-1

I'm merging some tab delimited files and the printed output is incorrect but if I access the string in a REPL it looks fine. Here's how it looks:

fh=open('out.vcf')
for line in fh:
     i+=1
     if i == 29401:
             print(line)

 
AAEX03025909.1  1068    .   T   C                       0   42  5

Then looking at it without print:

line
'AAEX03025909.1\t1405\t.\tC\tT\t\t\t\t\t\t0\t0\t0\t0\t0\t0\t0\t0\t10\t9\n'

When I look at out.vcf in less, it looks like the output of print. Why am I getting different outputs? I want the string that is produced without print.
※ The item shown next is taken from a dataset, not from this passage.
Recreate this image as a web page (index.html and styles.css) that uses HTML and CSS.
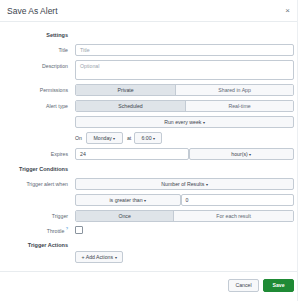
FILE: index.html
```html
<!DOCTYPE html>
<html lang="en">
<head>
    <meta charset="UTF-8">
    <title>Save As Alert</title>
    <link rel="stylesheet" href="styles.css">
</head>
<body>
    <div class="modal">
        <header class="modal-header">
            <h1>Save As Alert</h1>
            <span class="close">&times;</span>
        </header>
        <main class="modal-body">
            <div class="section">Settings</div>
            <div class="row">
                <label>Title</label>
                <div class="control"><div class="input placeholder">Title</div></div>
            </div>
            <div class="row">
                <label class="top">Description</label>
                <div class="control"><div class="input textarea placeholder">Optional</div></div>
            </div>
            <div class="row">
                <label>Permissions</label>
                <div class="control seg">
                    <div class="seg-btn active" style="flex: 101">Private</div>
                    <div class="seg-btn" style="flex: 119">Shared in App</div>
                </div>
            </div>
            <div class="row">
                <label>Alert type</label>
                <div class="control seg">
                    <div class="seg-btn active" style="flex: 111">Scheduled</div>
                    <div class="seg-btn" style="flex: 109">Real-time</div>
                </div>
            </div>
            <div class="row">
                <label></label>
                <div class="control"><div class="btn wide">Run every week <span class="caret">&#9662;</span></div></div>
            </div>
            <div class="row">
                <label></label>
                <div class="control inline">
                    <span class="word">On</span>
                    <div class="btn day">Monday <span class="caret">&#9662;</span></div>
                    <span class="word at">at</span>
                    <div class="btn time">6:00 <span class="caret">&#9662;</span></div>
                </div>
            </div>
            <div class="row">
                <label>Expires</label>
                <div class="control pair">
                    <div class="input value">24</div>
                    <div class="btn half">hour(s) <span class="caret">&#9662;</span></div>
                </div>
            </div>
            <div class="section">Trigger Conditions</div>
            <div class="row">
                <label>Trigger alert when</label>
                <div class="control"><div class="btn wide">Number of Results <span class="caret">&#9662;</span></div></div>
            </div>
            <div class="row">
                <label></label>
                <div class="control pair">
                    <div class="btn half">is greater than <span class="caret">&#9662;</span></div>
                    <div class="input value">0</div>
                </div>
            </div>
            <div class="row">
                <label>Trigger</label>
                <div class="control seg">
                    <div class="seg-btn active" style="flex: 99">Once</div>
                    <div class="seg-btn" style="flex: 121">For each result</div>
                </div>
            </div>
            <div class="row short">
                <label>Throttle <sup class="help">?</sup></label>
                <div class="control"><span class="checkbox"></span></div>
            </div>
            <div class="section actions">Trigger Actions</div>
            <div class="row">
                <label></label>
                <div class="control"><div class="btn add">+ Add Actions <span class="caret">&#9662;</span></div></div>
            </div>
        </main>
        <footer class="modal-footer">
            <div class="btn cancel">Cancel</div>
            <div class="btn save">Save</div>
        </footer>
    </div>
</body>
</html>
```

FILE: styles.css
```css
body {
    margin: 0;
    font-family: "Liberation Sans", Arial, sans-serif;
    background-color: #ffffff;
    color: #3c444d;
}
.modal {
    width: 298px;
    height: 301px;
    border-right: 1px solid #eceff2;
    box-sizing: border-box;
}
.modal-header {
    height: 22px;
    display: flex;
    align-items: center;
    justify-content: space-between;
    padding: 0 7px;
    border-bottom: 1px solid #e8ecef;
    box-sizing: border-box;
}
.modal-header h1 {
    margin: 0;
    font-size: 8.5px;
    font-weight: normal;
    color: #3c444d;
}
.close {
    font-size: 8px;
    color: #6b7580;
}
.modal-body {
    padding: 8px 3px 0 0;
}
.section {
    width: 68px;
    text-align: right;
    font-size: 5.5px;
    font-weight: bold;
    height: 10px;
    line-height: 10px;
    margin-bottom: 4px;
}
.section.actions {
    margin-top: 5px;
    margin-bottom: 1px;
}
.row {
    display: flex;
    align-items: center;
    margin-bottom: 4px;
    min-height: 12px;
}
.row.short {
    min-height: 7px;
    margin-top: 2px;
    margin-bottom: 6px;
}
.row label {
    width: 68px;
    flex: none;
    text-align: right;
    font-size: 5.2px;
    color: #5c6773;
    padding-right: 7px;
}
.row label.top {
    align-self: flex-start;
    padding-top: 3px;
}
.help {
    color: #1a7fd4;
    font-size: 4px;
}
.control {
    flex: 1;
}
.input {
    height: 12px;
    border: 1px solid #c3cbd4;
    border-radius: 2px;
    box-sizing: border-box;
    font-size: 5.2px;
    padding: 0 4px;
    line-height: 10px;
    background-color: #ffffff;
}
.input.textarea {
    height: 20px;
}
.placeholder {
    color: #9aa4ae;
}
.seg {
    display: flex;
    height: 12px;
    border: 1px solid #c3cbd4;
    border-radius: 2px;
    box-sizing: border-box;
    overflow: hidden;
}
.seg-btn {
    font-size: 5.2px;
    text-align: center;
    line-height: 10px;
    background-color: #f7f8fa;
    color: #5c6773;
}
.seg-btn.active {
    background-color: #dfe4e9;
    color: #3c444d;
    border-right: 1px solid #c3cbd4;
}
.btn {
    height: 12px;
    border: 1px solid #c3cbd4;
    border-radius: 2px;
    box-sizing: border-box;
    background-color: #f7f8fa;
    font-size: 5.2px;
    line-height: 10px;
    text-align: center;
    color: #3c444d;
}
.caret {
    font-size: 4px;
}
.inline {
    display: flex;
    align-items: center;
}
.word {
    font-size: 5.2px;
    color: #3c444d;
}
.day {
    width: 37px;
    margin-left: 4px;
}
.word.at {
    margin-left: 4px;
    margin-right: 3px;
}
.time {
    width: 28px;
}
.pair {
    display: flex;
}
.pair > * {
    flex: 1;
}
.checkbox {
    display: block;
    width: 6px;
    height: 6px;
    border: 1px solid #8a949e;
    border-radius: 1px;
}
.add {
    width: 48px;
}
.modal-footer {
    margin-top: 8px;
    border-top: 1px solid #e8ecef;
    display: flex;
    justify-content: flex-end;
    gap: 4px;
    padding: 7px 3px 0 0;
}
.cancel,
.save {
    width: 31px;
    height: 13px;
    line-height: 11px;
}
.save {
    background-color: #1f8a35;
    border-color: #1f8a35;
    color: #ffffff;
    font-weight: bold;
}
```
Using a comma instead of a tab solves the problem, but I'd like to keep it as tab delimited

econ
  • 19
  • 2
  • 2
    Simple rule: if you want to print something you use `print()`. On the other hand, if you want to inspect a variable for debugging in interactive mode you can just enter the name to get a *technical representation* of the value. – Klaus D. Jun 21 '21 at 04:18

1 Answers1

0

there's always going to be some difference between how data is represented and how it's stored; practically, the values are stored as binary, but represented depending on the encoding .. in this case, you're seeing \t (ASCII character 9) represented both ways

print() will show the file with its encoding (which you can change), while simply echoing the file will show you the Python repr() interpretation

>>> "\t"
'\t'
>>> ord("\t")
9
>>> print("\t")

>>> repr("\t")
"'\\t'"
>>> print(repr("\t"))
'\t'
ti7
  • 16,375
  • 6
  • 40
  • 68